>> START DATA PROVIDED

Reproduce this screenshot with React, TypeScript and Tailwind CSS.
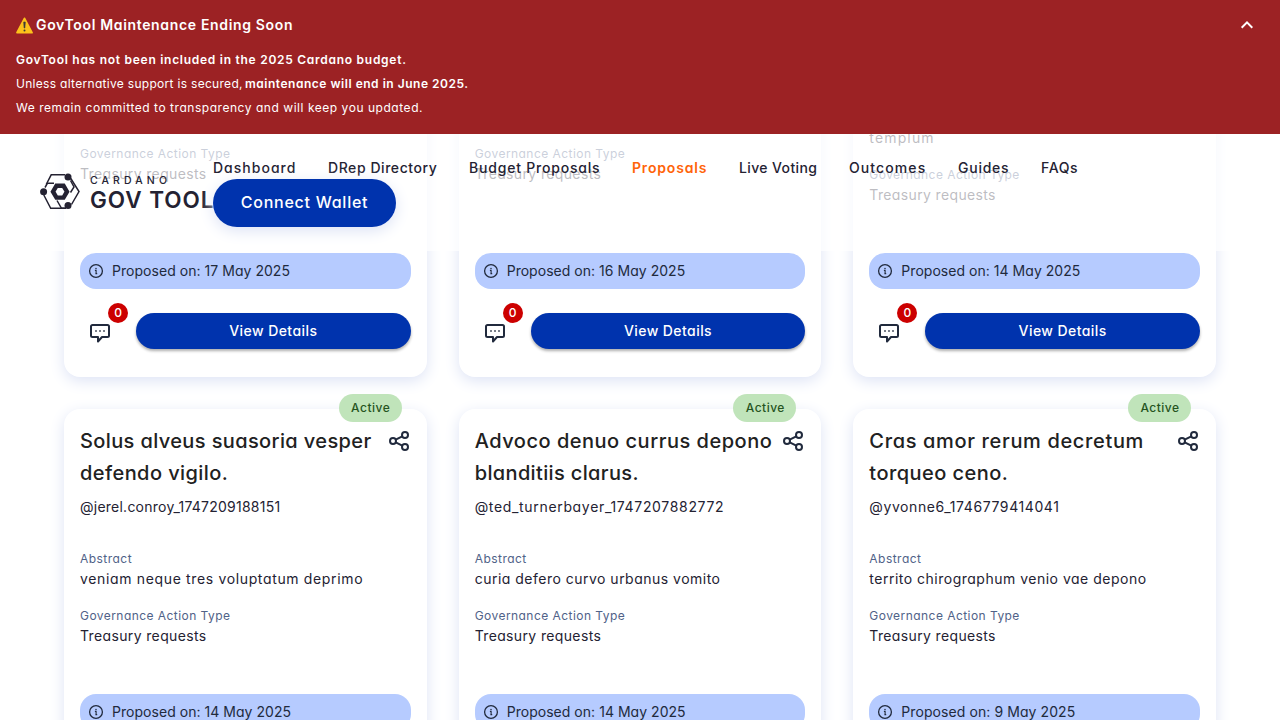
type Field = { text: string; tracking: string };

type Proposal = {
  title?: Field[];
  author?: Field;
  abstract?: Field;
  date: Field;
  /** Top padding used by cards whose heading is scrolled out of view. */
  offset?: string;
};

const proposals: Proposal[] = [
  { date: { text: "17 May 2025", tracking: "tracking-[0.04px]" }, offset: "pt-[178px]" },
  { date: { text: "16 May 2025", tracking: "tracking-[0.03px]" }, offset: "pt-[178px]" },
  {
    abstract: { text: "templum", tracking: "tracking-[1.15px]" },
    date: { text: "14 May 2025", tracking: "tracking-[0.035px]" },
    offset: "pt-[160px]",
  },
  {
    title: [
      { text: "Solus alveus suasoria vesper", tracking: "tracking-[0.38px]" },
      { text: "defendo vigilo.", tracking: "tracking-[0.43px]" },
    ],
    author: { text: "@jerel.conroy_1747209188151", tracking: "tracking-[0.24px]" },
    abstract: { text: "veniam neque tres voluptatum deprimo", tracking: "tracking-[0.65px]" },
    date: { text: "14 May 2025", tracking: "tracking-[0.035px]" },
  },
  {
    title: [
      { text: "Advoco denuo currus depono", tracking: "tracking-[0.51px]" },
      { text: "blanditiis clarus.", tracking: "tracking-[0.36px]" },
    ],
    author: { text: "@ted_turnerbayer_1747207882772", tracking: "tracking-[0.67px]" },
    abstract: { text: "curia defero curvo urbanus vomito", tracking: "tracking-[0.49px]" },
    date: { text: "14 May 2025", tracking: "tracking-[0.035px]" },
  },
  {
    title: [
      { text: "Cras amor rerum decretum", tracking: "tracking-[0.65px]" },
      { text: "torqueo ceno.", tracking: "tracking-[0.46px]" },
    ],
    author: { text: "@yvonne6_1746779414041", tracking: "tracking-[0.6px]" },
    abstract: { text: "territo chirographum venio vae depono", tracking: "tracking-[0.5px]" },
    date: { text: "9 May 2025", tracking: "tracking-[0.08px]" },
  },
];

const links = [
  { text: "Dashboard", style: "w-[83px] tracking-[1.02px] font-medium" },
  { text: "DRep Directory", style: "w-[109px] tracking-[0.56px] font-medium" },
  { text: "Budget Proposals", style: "w-[131px] tracking-[0.8px] font-medium" },
  { text: "Proposals", style: "w-[75px] tracking-[0.82px] font-semibold text-[#ff640a]" },
  { text: "Live Voting", style: "w-[78px] tracking-[0.37px] font-medium" },
  { text: "Outcomes", style: "w-[77px] tracking-[1.1px] font-medium" },
  { text: "Guides", style: "w-[51px] tracking-[0.75px] font-medium" },
  { text: "FAQs", style: "w-[37px] tracking-[0.65px] font-medium" },
];

function WarningIcon() {
  return (
    <svg width="17" height="17" viewBox="0 0 17 17" className="shrink-0">
      <path d="M8.5 1.4 16 15.6H1Z" fill="#fcc21b" stroke="#fcc21b" strokeWidth="1.8" strokeLinejoin="round" />
      <path d="M7.7 5h1.6L8.9 11H8.1Z" fill="#3a3a3a" stroke="#3a3a3a" strokeWidth=".6" strokeLinejoin="round" />
      <circle cx="8.5" cy="13.5" r="1" fill="#3a3a3a" />
    </svg>
  );
}

function ShareIcon() {
  return (
    <svg width="24" height="24" viewBox="0 0 24 24" fill="none" stroke="#212a3d" strokeWidth="2" className="shrink-0">
      <circle cx="6" cy="12" r="3" />
      <circle cx="18" cy="6" r="3" />
      <circle cx="18" cy="18" r="3" />
      <path d="m8.7 10.7 6.6-3.3M8.7 13.3l6.6 3.3" />
    </svg>
  );
}

function InfoIcon() {
  return (
    <svg width="16" height="16" viewBox="0 0 16 16" fill="none" stroke="#212a3d" strokeWidth="1.3" className="shrink-0">
      <circle cx="8" cy="8" r="6.4" />
      <path d="M6.9 7.4h1.2v3.2M7.4 10.6h1.8" strokeWidth="1.1" />
      <circle cx="8" cy="5.6" r=".75" fill="#212a3d" stroke="none" />
    </svg>
  );
}

function CommentIcon() {
  return (
    <svg width="24" height="24" viewBox="0 0 24 24" fill="none" stroke="#212a3d" strokeWidth="2" strokeLinejoin="round">
      <path d="M4.5 4h15A1.5 1.5 0 0 1 21 5.5v9a1.5 1.5 0 0 1-1.5 1.500H14L10 20.500V16H4.500A1.500 1.500 0 0 1 3 14.500v-9A1.500 1.500 0 0 1 4.500 4Z" />
      <path d="M7.200 10h1.600M11.200 10h1.600M15.200 10h1.600" strokeWidth="1.600" />
    </svg>
  );
}

function LogoMark() {
  return (
    <svg width="40" height="37" viewBox="0 0 40 37" fill="none" stroke="#242232" strokeWidth="1.5" className="mb-[3px] shrink-0">
      <path d="M6.200 11.500 11.200 1.800H25M30.800 5.500 39 18.500 31.500 31.500M26 35.300H10.700L3.800 22" />
      <path d="M5 14.500 7.500 10.200H14M30.500 7.500 34 14 30.500 19.500M17 27.500 21.500 35.300H26" />
      <path d="M16.500 12.800H23.500L27 18.700 23.500 24.600H16.500L13 18.700Z" strokeWidth="4.400" />
      <g fill="#242232" stroke="none">
        <circle cx="28" cy="4" r="3.500" />
        <circle cx="3.600" cy="18.700" r="3.500" />
        <circle cx="28" cy="32.500" r="3.500" />
      </g>
    </svg>
  );
}

function Banner() {
  return (
    <section className="h-[134px] bg-[#9c2224] px-4 pt-[13px] text-xs leading-6 text-white">
      <div className="flex h-6 items-center gap-[3px] text-sm font-semibold tracking-[0.66px]">
        <WarningIcon />
        <h2>GovTool Maintenance Ending Soon</h2>
        <svg width="24" height="24" viewBox="0 0 24 24" fill="none" stroke="white" strokeWidth="2" className="mr-[5px] ml-auto">
          <path d="m6.7 14.7 5.3-5.3 5.3 5.3" />
        </svg>
      </div>
      <div className="mt-[11px]">
        <p className="font-semibold tracking-[0.73px]">GovTool has not been included in the 2025 Cardano budget.</p>
        <p className="flex">
          <span className="w-[229px] tracking-[0.3px]">Unless alternative support is secured,</span>
          <strong className="font-semibold tracking-[0.52px]">maintenance will end in June 2025.</strong>
        </p>
        <p className="tracking-[0.54px]">We remain committed to transparency and will keep you updated.</p>
      </div>
    </section>
  );
}

function Header() {
  return (
    <header className="flex h-[117px] items-center bg-white/70 pl-10">
      <div className="flex w-[173px] shrink-0 items-center gap-[10px] whitespace-nowrap">
        <LogoMark />
        <div>
          <div className="text-[10.5px] leading-[14px] font-medium tracking-[4.1px]">CARDANO</div>
          <div className="text-[22.5px] leading-6 font-semibold tracking-[0.95px]">GOV TOOL</div>
        </div>
      </div>
      <div>
        <nav className="flex gap-8 pb-0.5 text-sm leading-[19px] whitespace-nowrap">
          {links.map((link) => (
            <a key={link.text} className={link.style}>
              {link.text}
            </a>
          ))}
        </nav>
        <button className="h-12 w-[183px] rounded-full bg-[#0033ad] pb-0.5 font-medium tracking-[0.75px] text-white shadow-[0_4px_15px_#dde3f5]">
          Connect Wallet
        </button>
      </div>
    </header>
  );
}

function Card({ proposal }: { proposal: Proposal }) {
  const { title, author, abstract, date, offset } = proposal;
  return (
    <article
      className={`relative flex h-[409px] flex-col rounded-2xl bg-white px-4 pb-7 whitespace-nowrap shadow-[0_4px_15px_#dde3f5] ${offset ?? "pt-4"}`}
    >
      {title && (
        <>
          <span className="absolute -top-[15px] right-[25px] flex h-7 w-[63px] items-center justify-center rounded-full bg-[#c0e4ba] pl-px text-xs font-medium tracking-[0.5px] text-[#26541f]">
            Active
          </span>
          <div className="flex justify-between">
            <h3 className="text-xl leading-8 font-medium text-[#212121]">
              {title.map((line) => (
                <span key={line.text} className={`block ${line.tracking}`}>
                  {line.text}
                </span>
              ))}
            </h3>
            <div className="-ml-4 pt-1">
              <ShareIcon />
            </div>
          </div>
        </>
      )}
      {author && <p className={`mt-2 mb-[34px] text-sm leading-5 ${author.tracking}`}>{author.text}</p>}
      {title && <p className="mb-0.5 text-xs leading-4 tracking-[0.47px] text-[#506288]">Abstract</p>}
      {abstract && <p className={`mb-[19px] text-sm leading-5 ${abstract.tracking}`}>{abstract.text}</p>}
      <p className="mb-0.5 text-xs leading-4 tracking-[0.45px] text-[#506288]">Governance Action Type</p>
      <p className="text-sm leading-5 tracking-[0.36px]">Treasury requests</p>
      <div className="mt-auto flex h-9 shrink-0 items-center gap-2 rounded-2xl bg-[#b6cbff] px-2 text-sm text-[#212a3d]">
        <InfoIcon />
        <span className={date.tracking}>Proposed on: {date.text}</span>
      </div>
      <div className="mt-6 flex h-9 shrink-0 gap-4">
        <div className="relative flex w-10 items-center justify-center pt-1">
          <CommentIcon />
          <span className="absolute -top-[10px] -right-2 flex size-5 items-center justify-center rounded-full bg-[#cc0000] text-xs font-medium text-white">
            0
          </span>
        </div>
        <button className="flex-1 rounded-full bg-[#0033ad] text-sm font-medium tracking-[0.43px] text-white shadow-[0_2px_3px_rgba(0,0,0,0.32)]">
          View Details
        </button>
      </div>
    </article>
  );
}

export default function App() {
  return (
    <div className="relative h-[720px] w-[1280px] overflow-hidden bg-white font-['Inter',sans-serif] text-[#242232] [font-feature-settings:'cv11']">
      <div className="absolute inset-x-0 top-0 z-10">
        <Banner />
        <Header />
      </div>
      <main className="-mt-8 grid grid-cols-3 gap-8 px-16">
        {proposals.map((proposal, index) => (
          <Card key={index} proposal={proposal} />
        ))}
      </main>
    </div>
  );
}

>> END DATA PROVIDED

### [GOAL]
Write out, word for word, the lines from the start of the data through the one holding "string; tracking: string". Omit pictures.

### [EXERCISE ANSWER]
Reproduce this screenshot with React, TypeScript and Tailwind CSS.
type Field = { text: string; tracking: string };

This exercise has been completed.